I can plan and execute the perfectly curated holiday scenario, but I can’t select which memories will make their way down into their little hearts.
That’s part of the beauty of childhood, I’m coming to find as a mother of slightly older kids. There are so many sensory experiences to choose from, especially as a Catholic, and different things will stick with different kids. And the things they’ll stubbornly choose to hold onto? Totally not my call.
One might remember the sticky wax dripping from the Advent candles we’ll light every night at dinner, singing a verse of “O Come O Come Emmanuel (yes, again, put your fork down and stop eating until we’re done) Another will just remember that mom didn’t really seem to cook for the entire month between Thanksgiving and Christmas, and gosh, we ate a lot of crock pot chili that time of year.
Like, a lot.
Which I’ll totally present to them as a our small effort to scale back and simplify and make the little sacrifice, and not solely due to maternal holiday fatigue.
Some of the tried and failed activities of years gone by: making personalized Christmas ornaments, and homemade Jesse tree + ornaments crafted lovingly each morning as the corresponding Scripture passage was read aloud. We got 17 days in before everybody’s enthusiasm evaporated, mine first. Now we have a ziplock bag of tattered yarn and construction paper creations that has spent 4 years in Advent decor exile, and this year I’m giving myself permission to toss the thing and admit Jesse tree defeat.
My sister and I were recalling our childhood advent calendar – a quilted fabric banner which hung on the fridge with numbered pockets for each date, a traveling star moving from space to space until finally arriving at the top – baby Jesus! – on Christmas eve.
I can’t believe mom made that, my sister recalled with awe, shaking her head in wonder.
“Mom didn’t make that, she bought it at that weird craft fair held at the high school every year.”
We regarded each other solemnly and laughed. Our memories, too, are tinted rose by the beautifying and forgiving mists of time.

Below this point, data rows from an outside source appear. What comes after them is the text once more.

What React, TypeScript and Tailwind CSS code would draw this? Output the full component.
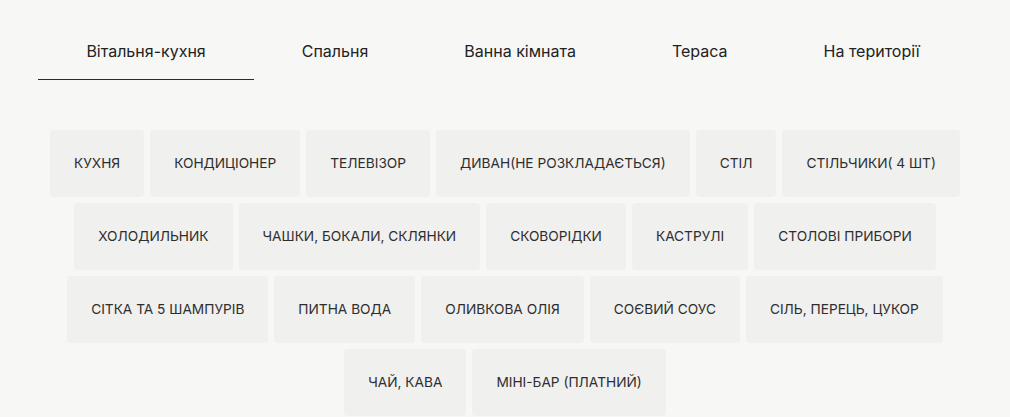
const tabs = ["Вітальня-кухня", "Спальня", "Ванна кімната", "Тераса", "На території"];

const amenities = [
  "Кухня",
  "Кондиціонер",
  "Телевізор",
  "Диван(не розкладається)",
  "Стіл",
  "Стільчики( 4 шт)",
  "Холодильник",
  "Чашки, бокали, склянки",
  "Сковорідки",
  "Каструлі",
  "Столові прибори",
  "Сітка та 5 шампурів",
  "Питна вода",
  "Оливкова олія",
  "Соєвий соус",
  "Сіль, перець, цукор",
  "Чай, кава",
  "Міні-бар (платний)",
];

export default function App() {
  const active = 0;
  return (
    <div
      className="min-h-screen bg-[#f7f7f6] text-[#2b2b2b]"
      style={{ fontFamily: "Inter, 'Noto Sans', sans-serif" }}
    >
      <nav className="flex justify-center pr-1 pt-10">
        {tabs.map((tab, i) => (
          <button
            key={tab}
            className={
              i === active
                ? "border-b border-[#2b2b2b] px-12 pb-[17px] text-[16px] leading-[22px] text-[#222]"
                : "border-b border-transparent px-12 pb-[17px] text-[16px] leading-[22px] text-[#222]"
            }
          >
            {tab}
          </button>
        ))}
      </nav>

      <ul className="mx-auto mt-[50px] flex max-w-[934px] flex-wrap justify-center gap-[6px]">
        {amenities.map((item) => (
          <li
            key={item}
            className="flex h-[67px] items-center rounded-[4px] bg-[#f0f0ef] px-6 text-[13.7px] uppercase text-[#2e2e2e]"
          >
            {item}
          </li>
        ))}
      </ul>
    </div>
  );
}
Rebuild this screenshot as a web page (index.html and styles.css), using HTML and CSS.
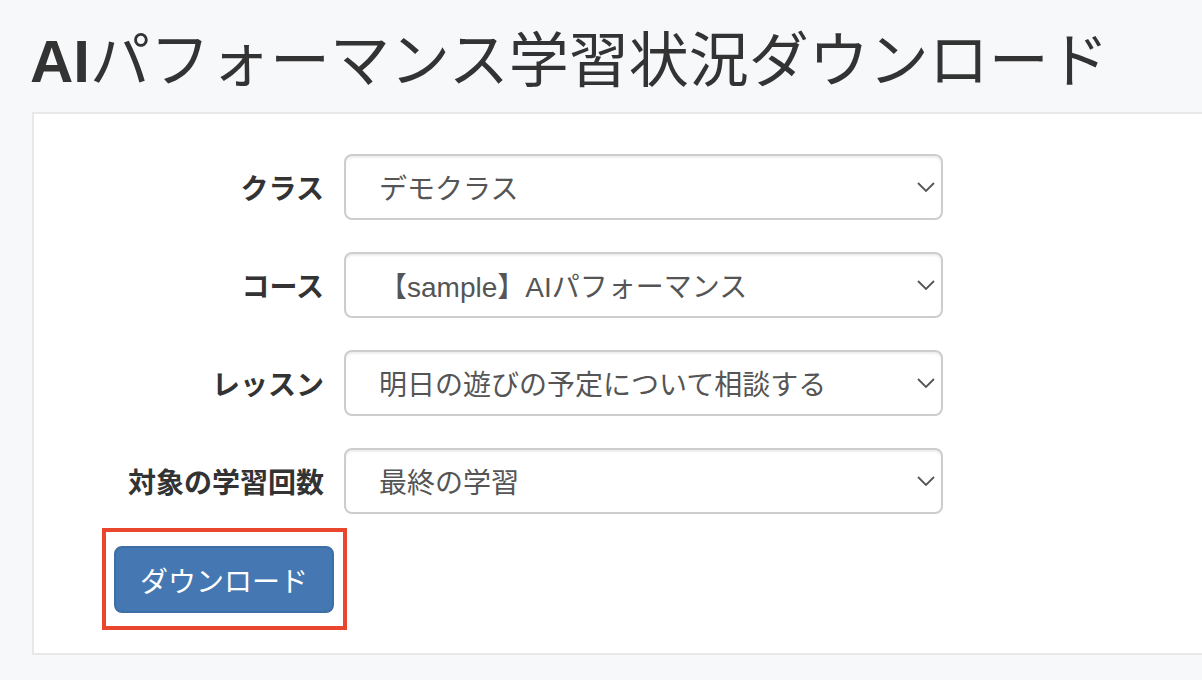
FILE: index.html
```html
<!DOCTYPE html>
<html lang="ja">
<head>
<meta charset="utf-8">
<title>AIパフォーマンス学習状況ダウンロード</title>
<link rel="stylesheet" href="styles.css">
</head>
<body>
<header class="page-header">
  <h1 class="page-title"><span class="title-latin">AI</span>パフォーマンス学習状況ダウンロード</h1>
</header>
<main class="card">
  <form class="form">
    <div class="row">
      <label class="label">クラス</label>
      <div class="select"><span class="select-text">デモクラス</span><svg class="chevron" viewBox="0 0 18 10" width="18" height="10"><path d="M1 1 L9 9 L17 1" fill="none" stroke="#555" stroke-width="1.8"/></svg></div>
    </div>
    <div class="row">
      <label class="label">コース</label>
      <div class="select"><span class="select-text">【sample】AIパフォーマンス</span><svg class="chevron" viewBox="0 0 18 10" width="18" height="10"><path d="M1 1 L9 9 L17 1" fill="none" stroke="#555" stroke-width="1.8"/></svg></div>
    </div>
    <div class="row">
      <label class="label">レッスン</label>
      <div class="select"><span class="select-text">明日の遊びの予定について相談する</span><svg class="chevron" viewBox="0 0 18 10" width="18" height="10"><path d="M1 1 L9 9 L17 1" fill="none" stroke="#555" stroke-width="1.8"/></svg></div>
    </div>
    <div class="row">
      <label class="label">対象の学習回数</label>
      <div class="select"><span class="select-text">最終の学習</span><svg class="chevron" viewBox="0 0 18 10" width="18" height="10"><path d="M1 1 L9 9 L17 1" fill="none" stroke="#555" stroke-width="1.8"/></svg></div>
    </div>
    <div class="actions">
      <div class="highlight">
        <button type="button" class="btn">ダウンロード</button>
      </div>
    </div>
  </form>
</main>
</body>
</html>
```
FILE: styles.css
```css
html, body {
  margin: 0;
  padding: 0;
}
body {
  background: #f7f8fa;
  font-family: "Liberation Sans", "Noto Sans CJK JP", sans-serif;
  color: #333;
  width: 1202px;
  height: 680px;
  overflow: hidden;
}
.page-header {
  height: 112px;
  box-sizing: border-box;
  padding: 32px 0 0 30px;
}
.page-title {
  margin: 0;
  font-size: 60px;
  line-height: 60px;
  font-weight: 400;
  color: #333;
  white-space: nowrap;
  letter-spacing: 0;
}
.title-latin {
  font-weight: 700;
}
.card {
  display: block;
  margin-left: 32px;
  background: #fff;
  border: 2px solid #e8e8e8;
  border-right: none;
  height: 543px;
  box-sizing: border-box;
}
.form {
  display: flex;
  flex-direction: column;
  gap: 32px;
  padding-top: 40px;
}
.row {
  display: grid;
  grid-template-columns: 290px 599px;
  column-gap: 20px;
  align-items: center;
}
.label {
  text-align: right;
  font-size: 28px;
  font-weight: 700;
  color: #333;
  white-space: nowrap;
}
.select {
  height: 66px;
  box-sizing: border-box;
  border: 2px solid #cdcdcd;
  border-radius: 8px;
  box-shadow: inset 0 2px 2px rgba(0,0,0,0.07);
  display: flex;
  align-items: center;
  justify-content: space-between;
  padding: 0 6px 0 33px;
  font-size: 28px;
  color: #555;
}
.select-text {
  white-space: nowrap;
}
.chevron {
  display: block;
}
.actions {
  margin-top: -18px;
  padding-left: 68px;
}
.highlight {
  display: inline-block;
  border: 4px solid #e8472d;
  padding: 14px 9px 13px 8px;
}
.btn {
  display: block;
  width: 220px;
  height: 67px;
  border: 2px solid #3d6ea6;
  border-radius: 8px;
  background: #4578b2;
  color: #fff;
  font-family: "Liberation Sans", "Noto Sans CJK JP", sans-serif;
  font-size: 28px;
  padding: 0;
  cursor: pointer;
}
```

Absent are the Christmas mornings filled with wailing and gnashing of teeth over awful presents or unfairly distributed loot; the indignity of being prodded and brushed and stuffed into itchy tights to suffer through a long, cold Dan Schuette-fied liturgy in the gym, exiled to the overflow crowd of which we always seemed to be a part, shifting our feet miserably in puddles of dirty melting snow as we stood on the edge of the basketball court.
I dreamily recount my own fond memories of “the Christmas club” which, at the time, was almost certainly born of necessity, my mother tossing up her hands in exhaustion and flinging rolls of scotch tape and dollar store wrapping paper at her adolescent children at 9 pm on Christmas eve. Which, if you’re reading, mom, is deeply comforting to your now thirtysomething daughter who is exhausted by the prospect of providing your grandchildren with all the comfort and joy this holiday season.
When I say I can do more this year, what I mean is that I can be somewhat intentional in my direction for our family celebration. But I can’t guarantee that the highlight of the season won’t be yogurt tubes for breakfast, lunch, and every snack between.
“Remember when mom used to give us Go-gurts to help us enter into the penitential season of Advent? So we’d always be a little bit hungry and think of the Holy Family journeying to Bethlehem, unable to find shelter?”
I can imagine my extremely literal 6-year-old pointing out to his brother one December night in the future, perhaps over beers, that “mom was probably just really tired and all she bought was yogurt that year.”
Touche, future John Paul. You found me out.
Some plans for executing said intention?
More family time doing spent nothing more than snuggling on the couch with candles lit. Maybe we’ll pray a decade of the rosary. Maybe we’ll just stream the James Taylor holiday station each evening.
More nights where I surprise them with thermoses of hot chocolate and we jump in the car for an impromptu drive through the fancy neighborhood for light peeping.
More focus on little details like candles always lit, Christmas jammies worn for a month straight, the occasional daily Mass as a family, and tiny fake Ikea Christmas trees in bedrooms.
I want to sit back and enjoy this season, in order that they get to really enjoy the season. Less planning, yelling, and scrubbing, and more saying yes to marshmallows and requests for movies and my participation in coloring time. Letting them touch the nativity scene figures if they want to, the real ones from Italy, and smudge up my perfect holiday decor.
They’ll still probably choose to remember fondly, during Christmases to come, the butt joke we weren’t quick enough to bleep out from the beginning of Home Alone instead of a charming homemade craft their loving mother slaved over, and that’s okay. This time of year was never about me, after all.
Motherhood is nothing if not a slow suffocation of the ego, the self annihilating and oddly liberating realization that you are not, after all, the center of your own universe.
No better time to put that knowledge into practice than the most wonderful time of the year.
3 Comments
Elizabeth
As a mom of 3 young kiddos who just got our advent wreath set up yesterday, I love this, thank you 🙂
Becky
Your bit about the yogurt!! 🤣🤣🤣 And-solidarity on the Jesse tree 👊🏻 We had to give that one up a few years ago too. Love your writing as always!
Rachel Bloomquist
Our four children are all over 30 now with children of their own. Their favorite story every year is about the time I put sticky ju jubes in the Christmas stockings and they came out green and furry. Failures make the best memories!